**Problem details**
Copy each line that holds "this".

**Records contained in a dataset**
══════
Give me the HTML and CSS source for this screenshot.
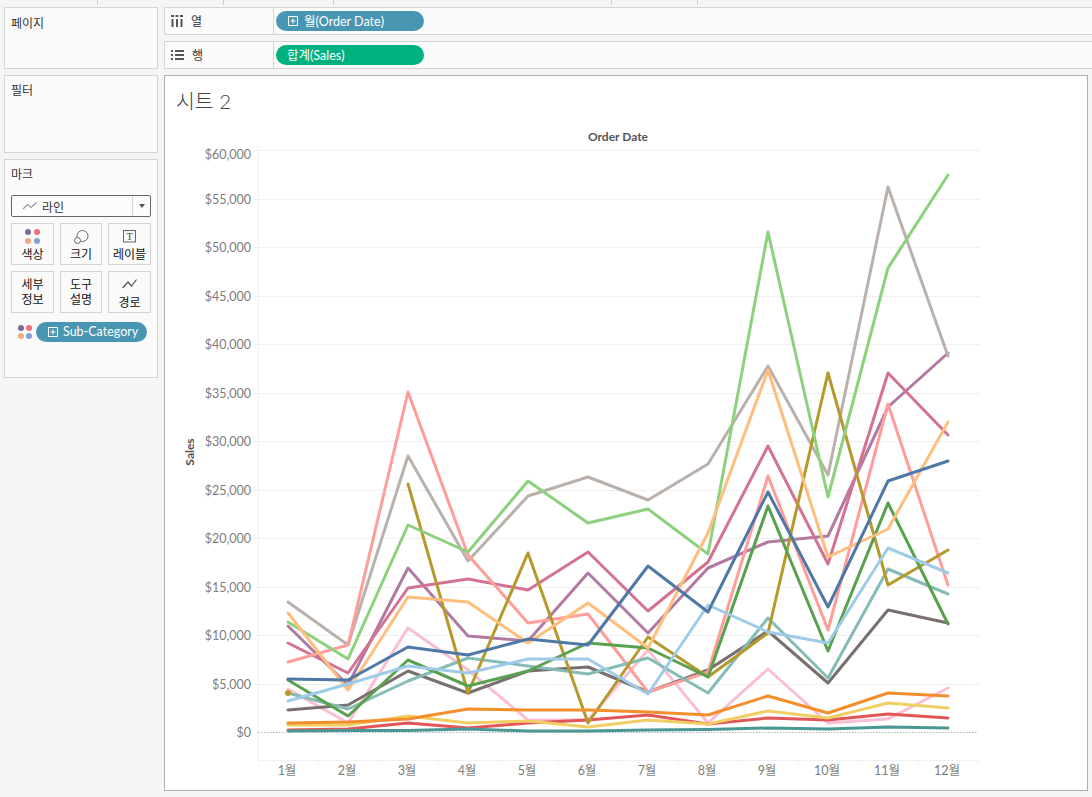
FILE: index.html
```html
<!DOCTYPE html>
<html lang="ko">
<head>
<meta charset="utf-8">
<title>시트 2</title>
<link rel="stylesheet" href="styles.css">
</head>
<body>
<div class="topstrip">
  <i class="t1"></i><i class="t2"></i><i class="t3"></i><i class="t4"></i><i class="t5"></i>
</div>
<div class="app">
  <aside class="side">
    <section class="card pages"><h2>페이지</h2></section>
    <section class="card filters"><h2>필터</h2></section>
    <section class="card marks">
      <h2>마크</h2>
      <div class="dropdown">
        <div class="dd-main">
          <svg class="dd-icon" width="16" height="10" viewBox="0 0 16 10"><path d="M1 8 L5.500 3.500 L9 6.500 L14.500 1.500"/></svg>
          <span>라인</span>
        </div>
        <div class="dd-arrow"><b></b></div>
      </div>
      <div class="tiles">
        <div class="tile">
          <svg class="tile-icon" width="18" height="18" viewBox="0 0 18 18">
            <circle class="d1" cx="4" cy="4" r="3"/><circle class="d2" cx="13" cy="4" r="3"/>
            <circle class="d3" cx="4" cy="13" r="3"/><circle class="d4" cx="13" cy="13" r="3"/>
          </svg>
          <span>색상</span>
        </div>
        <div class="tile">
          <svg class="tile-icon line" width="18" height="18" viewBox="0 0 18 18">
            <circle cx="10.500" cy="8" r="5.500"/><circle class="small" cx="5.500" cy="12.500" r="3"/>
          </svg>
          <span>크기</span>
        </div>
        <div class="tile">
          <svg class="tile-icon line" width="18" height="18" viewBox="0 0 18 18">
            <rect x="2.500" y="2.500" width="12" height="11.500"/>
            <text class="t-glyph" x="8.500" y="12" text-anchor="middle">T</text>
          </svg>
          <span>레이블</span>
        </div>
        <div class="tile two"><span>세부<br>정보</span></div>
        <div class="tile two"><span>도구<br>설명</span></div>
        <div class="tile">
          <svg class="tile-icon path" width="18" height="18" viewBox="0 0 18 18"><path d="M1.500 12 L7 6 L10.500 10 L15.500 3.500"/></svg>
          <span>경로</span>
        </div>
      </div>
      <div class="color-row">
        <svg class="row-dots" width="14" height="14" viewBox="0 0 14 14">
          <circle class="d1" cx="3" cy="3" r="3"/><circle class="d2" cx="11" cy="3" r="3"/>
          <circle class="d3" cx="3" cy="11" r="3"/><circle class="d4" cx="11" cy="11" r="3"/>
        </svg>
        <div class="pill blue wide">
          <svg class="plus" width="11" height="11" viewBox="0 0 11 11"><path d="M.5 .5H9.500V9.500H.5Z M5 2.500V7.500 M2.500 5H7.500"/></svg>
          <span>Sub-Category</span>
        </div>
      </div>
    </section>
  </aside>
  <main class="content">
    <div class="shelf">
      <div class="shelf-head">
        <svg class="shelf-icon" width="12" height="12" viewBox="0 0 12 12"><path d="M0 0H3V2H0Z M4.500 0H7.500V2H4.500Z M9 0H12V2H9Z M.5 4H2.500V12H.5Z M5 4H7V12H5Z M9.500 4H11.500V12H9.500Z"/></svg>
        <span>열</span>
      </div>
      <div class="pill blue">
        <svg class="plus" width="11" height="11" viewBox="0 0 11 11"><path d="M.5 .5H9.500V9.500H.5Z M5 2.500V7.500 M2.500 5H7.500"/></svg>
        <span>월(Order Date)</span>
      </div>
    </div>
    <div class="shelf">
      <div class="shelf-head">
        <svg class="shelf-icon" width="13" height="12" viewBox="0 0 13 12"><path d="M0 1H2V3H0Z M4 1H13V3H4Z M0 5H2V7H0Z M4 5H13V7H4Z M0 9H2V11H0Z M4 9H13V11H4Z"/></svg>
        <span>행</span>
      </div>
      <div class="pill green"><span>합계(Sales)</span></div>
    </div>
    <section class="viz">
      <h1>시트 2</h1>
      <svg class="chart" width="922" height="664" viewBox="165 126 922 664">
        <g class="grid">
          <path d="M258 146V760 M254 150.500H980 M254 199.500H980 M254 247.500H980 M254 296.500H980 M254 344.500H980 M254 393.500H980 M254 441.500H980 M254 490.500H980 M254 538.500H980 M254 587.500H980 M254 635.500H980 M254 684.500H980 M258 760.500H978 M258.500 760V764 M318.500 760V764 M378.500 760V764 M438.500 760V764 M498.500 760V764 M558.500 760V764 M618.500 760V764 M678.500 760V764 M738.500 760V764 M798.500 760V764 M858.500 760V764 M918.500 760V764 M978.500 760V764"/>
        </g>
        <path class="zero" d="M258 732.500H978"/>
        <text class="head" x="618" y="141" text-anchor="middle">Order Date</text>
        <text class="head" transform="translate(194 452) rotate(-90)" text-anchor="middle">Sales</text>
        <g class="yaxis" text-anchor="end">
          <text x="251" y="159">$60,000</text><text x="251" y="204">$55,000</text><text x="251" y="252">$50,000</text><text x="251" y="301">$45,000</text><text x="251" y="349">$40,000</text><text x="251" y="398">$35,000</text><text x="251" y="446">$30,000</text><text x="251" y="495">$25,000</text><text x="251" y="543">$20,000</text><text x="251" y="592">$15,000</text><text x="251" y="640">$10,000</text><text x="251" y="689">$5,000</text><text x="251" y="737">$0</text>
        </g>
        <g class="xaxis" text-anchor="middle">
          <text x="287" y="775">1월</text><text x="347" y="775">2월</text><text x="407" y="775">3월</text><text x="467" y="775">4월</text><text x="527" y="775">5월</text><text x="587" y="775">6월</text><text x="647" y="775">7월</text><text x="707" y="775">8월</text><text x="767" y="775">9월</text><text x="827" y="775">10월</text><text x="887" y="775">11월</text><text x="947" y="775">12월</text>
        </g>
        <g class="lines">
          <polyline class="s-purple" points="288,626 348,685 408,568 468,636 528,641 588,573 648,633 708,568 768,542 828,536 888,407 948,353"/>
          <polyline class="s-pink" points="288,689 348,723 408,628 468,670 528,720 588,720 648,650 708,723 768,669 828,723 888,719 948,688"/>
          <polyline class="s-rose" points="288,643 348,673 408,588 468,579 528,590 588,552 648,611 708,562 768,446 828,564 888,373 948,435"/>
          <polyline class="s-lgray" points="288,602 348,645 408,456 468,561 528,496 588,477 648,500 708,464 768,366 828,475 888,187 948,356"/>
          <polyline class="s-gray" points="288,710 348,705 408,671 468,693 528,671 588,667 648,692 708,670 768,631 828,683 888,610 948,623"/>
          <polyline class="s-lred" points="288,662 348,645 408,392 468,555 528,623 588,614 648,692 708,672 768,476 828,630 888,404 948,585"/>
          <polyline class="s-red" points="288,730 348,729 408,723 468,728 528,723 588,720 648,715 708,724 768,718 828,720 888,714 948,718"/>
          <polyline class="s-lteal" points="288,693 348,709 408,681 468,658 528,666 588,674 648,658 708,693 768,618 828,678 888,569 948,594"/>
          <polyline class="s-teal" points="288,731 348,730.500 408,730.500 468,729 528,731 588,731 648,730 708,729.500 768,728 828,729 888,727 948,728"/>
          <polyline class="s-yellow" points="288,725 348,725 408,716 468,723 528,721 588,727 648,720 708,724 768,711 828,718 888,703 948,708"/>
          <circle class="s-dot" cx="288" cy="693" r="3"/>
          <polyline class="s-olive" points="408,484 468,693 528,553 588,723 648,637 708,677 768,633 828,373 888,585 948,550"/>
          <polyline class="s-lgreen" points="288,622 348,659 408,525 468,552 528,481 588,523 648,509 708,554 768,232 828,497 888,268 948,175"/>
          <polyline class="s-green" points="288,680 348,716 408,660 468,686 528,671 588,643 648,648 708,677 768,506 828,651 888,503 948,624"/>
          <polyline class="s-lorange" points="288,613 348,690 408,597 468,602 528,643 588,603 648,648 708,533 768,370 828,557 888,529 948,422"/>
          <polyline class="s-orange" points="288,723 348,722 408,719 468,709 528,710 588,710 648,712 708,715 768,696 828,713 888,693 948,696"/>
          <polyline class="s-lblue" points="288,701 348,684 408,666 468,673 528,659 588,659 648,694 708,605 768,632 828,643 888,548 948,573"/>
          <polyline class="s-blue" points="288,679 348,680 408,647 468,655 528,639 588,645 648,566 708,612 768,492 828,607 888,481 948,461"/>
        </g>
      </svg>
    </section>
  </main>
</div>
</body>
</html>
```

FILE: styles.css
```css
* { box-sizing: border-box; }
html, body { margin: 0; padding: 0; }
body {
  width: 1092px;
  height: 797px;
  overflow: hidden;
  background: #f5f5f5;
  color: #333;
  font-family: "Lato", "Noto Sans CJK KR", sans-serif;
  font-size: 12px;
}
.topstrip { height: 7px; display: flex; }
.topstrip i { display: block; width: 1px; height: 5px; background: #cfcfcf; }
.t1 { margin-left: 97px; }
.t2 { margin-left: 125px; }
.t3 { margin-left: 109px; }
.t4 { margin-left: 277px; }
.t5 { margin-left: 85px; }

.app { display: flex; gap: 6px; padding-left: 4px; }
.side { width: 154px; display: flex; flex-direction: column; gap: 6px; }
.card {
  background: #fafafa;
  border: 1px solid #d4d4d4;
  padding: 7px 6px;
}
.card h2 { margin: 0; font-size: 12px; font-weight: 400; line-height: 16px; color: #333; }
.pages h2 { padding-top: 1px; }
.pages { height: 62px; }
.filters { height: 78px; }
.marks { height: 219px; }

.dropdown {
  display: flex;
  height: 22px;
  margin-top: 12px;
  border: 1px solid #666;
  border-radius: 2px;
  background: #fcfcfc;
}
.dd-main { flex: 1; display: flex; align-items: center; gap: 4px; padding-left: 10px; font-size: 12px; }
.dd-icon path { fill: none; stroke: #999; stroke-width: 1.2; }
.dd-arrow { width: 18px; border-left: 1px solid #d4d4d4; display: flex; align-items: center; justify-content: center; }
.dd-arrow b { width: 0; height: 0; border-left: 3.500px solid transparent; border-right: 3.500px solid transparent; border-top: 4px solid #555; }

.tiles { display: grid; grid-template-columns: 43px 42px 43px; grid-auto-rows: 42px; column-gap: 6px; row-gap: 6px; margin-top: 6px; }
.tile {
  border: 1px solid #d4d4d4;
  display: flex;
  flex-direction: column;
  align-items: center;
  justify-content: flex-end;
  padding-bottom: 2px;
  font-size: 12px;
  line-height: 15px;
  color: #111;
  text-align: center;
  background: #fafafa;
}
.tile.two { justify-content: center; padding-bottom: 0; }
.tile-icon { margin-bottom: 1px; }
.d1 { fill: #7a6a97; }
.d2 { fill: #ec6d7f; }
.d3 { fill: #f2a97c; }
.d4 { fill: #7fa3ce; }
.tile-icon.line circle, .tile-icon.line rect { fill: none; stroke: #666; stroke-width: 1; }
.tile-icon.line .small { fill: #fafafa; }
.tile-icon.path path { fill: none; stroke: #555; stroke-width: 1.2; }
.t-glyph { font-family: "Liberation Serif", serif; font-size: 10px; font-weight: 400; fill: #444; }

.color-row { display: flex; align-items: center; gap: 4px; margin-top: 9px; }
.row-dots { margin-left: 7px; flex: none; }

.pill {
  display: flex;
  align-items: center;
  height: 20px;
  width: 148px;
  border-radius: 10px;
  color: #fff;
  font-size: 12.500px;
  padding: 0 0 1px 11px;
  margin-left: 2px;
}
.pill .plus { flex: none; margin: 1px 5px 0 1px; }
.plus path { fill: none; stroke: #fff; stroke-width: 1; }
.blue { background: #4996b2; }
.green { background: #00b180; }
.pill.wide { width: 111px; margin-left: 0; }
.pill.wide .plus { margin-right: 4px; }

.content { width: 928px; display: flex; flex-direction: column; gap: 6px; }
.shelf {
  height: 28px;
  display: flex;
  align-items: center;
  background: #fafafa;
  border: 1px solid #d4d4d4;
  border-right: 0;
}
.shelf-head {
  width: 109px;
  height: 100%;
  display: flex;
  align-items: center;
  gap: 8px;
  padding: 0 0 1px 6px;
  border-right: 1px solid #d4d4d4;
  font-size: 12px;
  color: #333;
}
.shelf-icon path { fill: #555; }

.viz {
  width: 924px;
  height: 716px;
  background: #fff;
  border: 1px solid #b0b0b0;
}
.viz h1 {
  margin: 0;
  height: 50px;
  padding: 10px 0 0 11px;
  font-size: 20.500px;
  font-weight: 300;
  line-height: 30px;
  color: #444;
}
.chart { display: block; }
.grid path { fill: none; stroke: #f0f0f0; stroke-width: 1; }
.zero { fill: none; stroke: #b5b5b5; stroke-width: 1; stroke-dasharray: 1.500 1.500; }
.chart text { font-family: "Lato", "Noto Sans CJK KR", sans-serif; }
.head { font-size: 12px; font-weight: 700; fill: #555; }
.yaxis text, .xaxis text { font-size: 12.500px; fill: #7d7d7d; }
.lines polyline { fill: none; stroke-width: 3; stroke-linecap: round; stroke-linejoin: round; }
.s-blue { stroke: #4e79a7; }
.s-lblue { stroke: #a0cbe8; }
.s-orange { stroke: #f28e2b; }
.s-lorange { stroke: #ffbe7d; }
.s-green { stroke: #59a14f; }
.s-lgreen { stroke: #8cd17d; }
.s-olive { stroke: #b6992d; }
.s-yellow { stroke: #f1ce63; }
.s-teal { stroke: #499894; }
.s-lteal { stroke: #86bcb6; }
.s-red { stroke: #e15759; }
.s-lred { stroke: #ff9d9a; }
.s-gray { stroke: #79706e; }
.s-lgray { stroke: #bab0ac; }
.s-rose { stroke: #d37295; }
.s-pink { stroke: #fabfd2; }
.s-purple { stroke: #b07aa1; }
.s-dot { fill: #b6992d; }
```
══════
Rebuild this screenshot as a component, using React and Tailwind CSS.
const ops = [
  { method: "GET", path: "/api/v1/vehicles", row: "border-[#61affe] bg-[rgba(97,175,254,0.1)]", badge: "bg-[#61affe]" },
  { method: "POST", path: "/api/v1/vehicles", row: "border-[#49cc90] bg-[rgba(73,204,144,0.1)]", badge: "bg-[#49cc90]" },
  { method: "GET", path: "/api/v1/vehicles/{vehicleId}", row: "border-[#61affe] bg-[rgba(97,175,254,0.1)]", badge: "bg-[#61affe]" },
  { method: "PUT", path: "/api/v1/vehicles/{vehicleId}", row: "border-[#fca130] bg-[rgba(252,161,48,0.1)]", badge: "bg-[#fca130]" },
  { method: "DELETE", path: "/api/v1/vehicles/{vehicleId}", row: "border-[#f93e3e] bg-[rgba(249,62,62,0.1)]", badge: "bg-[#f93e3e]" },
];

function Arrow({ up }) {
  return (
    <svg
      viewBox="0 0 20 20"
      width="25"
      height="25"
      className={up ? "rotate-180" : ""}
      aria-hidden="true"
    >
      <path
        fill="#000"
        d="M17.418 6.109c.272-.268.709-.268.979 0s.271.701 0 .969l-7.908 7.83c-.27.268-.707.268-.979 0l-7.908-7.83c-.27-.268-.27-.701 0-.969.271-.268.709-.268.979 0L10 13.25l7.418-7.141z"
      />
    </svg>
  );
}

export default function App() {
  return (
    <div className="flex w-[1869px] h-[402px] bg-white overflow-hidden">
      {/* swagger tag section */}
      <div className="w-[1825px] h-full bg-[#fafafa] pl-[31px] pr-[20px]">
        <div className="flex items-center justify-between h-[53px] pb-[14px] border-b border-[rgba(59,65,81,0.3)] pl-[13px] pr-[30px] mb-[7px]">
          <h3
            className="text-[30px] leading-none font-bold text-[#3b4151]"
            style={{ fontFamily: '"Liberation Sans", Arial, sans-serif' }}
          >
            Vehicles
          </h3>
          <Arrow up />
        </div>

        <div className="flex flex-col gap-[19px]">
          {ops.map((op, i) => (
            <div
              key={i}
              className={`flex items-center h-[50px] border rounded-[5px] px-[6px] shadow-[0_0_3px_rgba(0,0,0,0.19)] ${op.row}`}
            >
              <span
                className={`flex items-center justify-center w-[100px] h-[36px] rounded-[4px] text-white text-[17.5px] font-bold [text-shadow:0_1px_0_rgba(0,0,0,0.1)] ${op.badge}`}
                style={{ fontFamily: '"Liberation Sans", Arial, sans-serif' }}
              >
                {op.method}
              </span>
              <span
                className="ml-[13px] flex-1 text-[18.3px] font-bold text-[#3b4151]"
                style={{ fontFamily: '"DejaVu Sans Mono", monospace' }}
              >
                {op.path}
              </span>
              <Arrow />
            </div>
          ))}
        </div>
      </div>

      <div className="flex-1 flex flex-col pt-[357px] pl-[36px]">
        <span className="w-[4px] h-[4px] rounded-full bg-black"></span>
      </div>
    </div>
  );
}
══════
**Correct result**
Give me the HTML and CSS source for this screenshot.
Rebuild this screenshot as a component, using React and Tailwind CSS.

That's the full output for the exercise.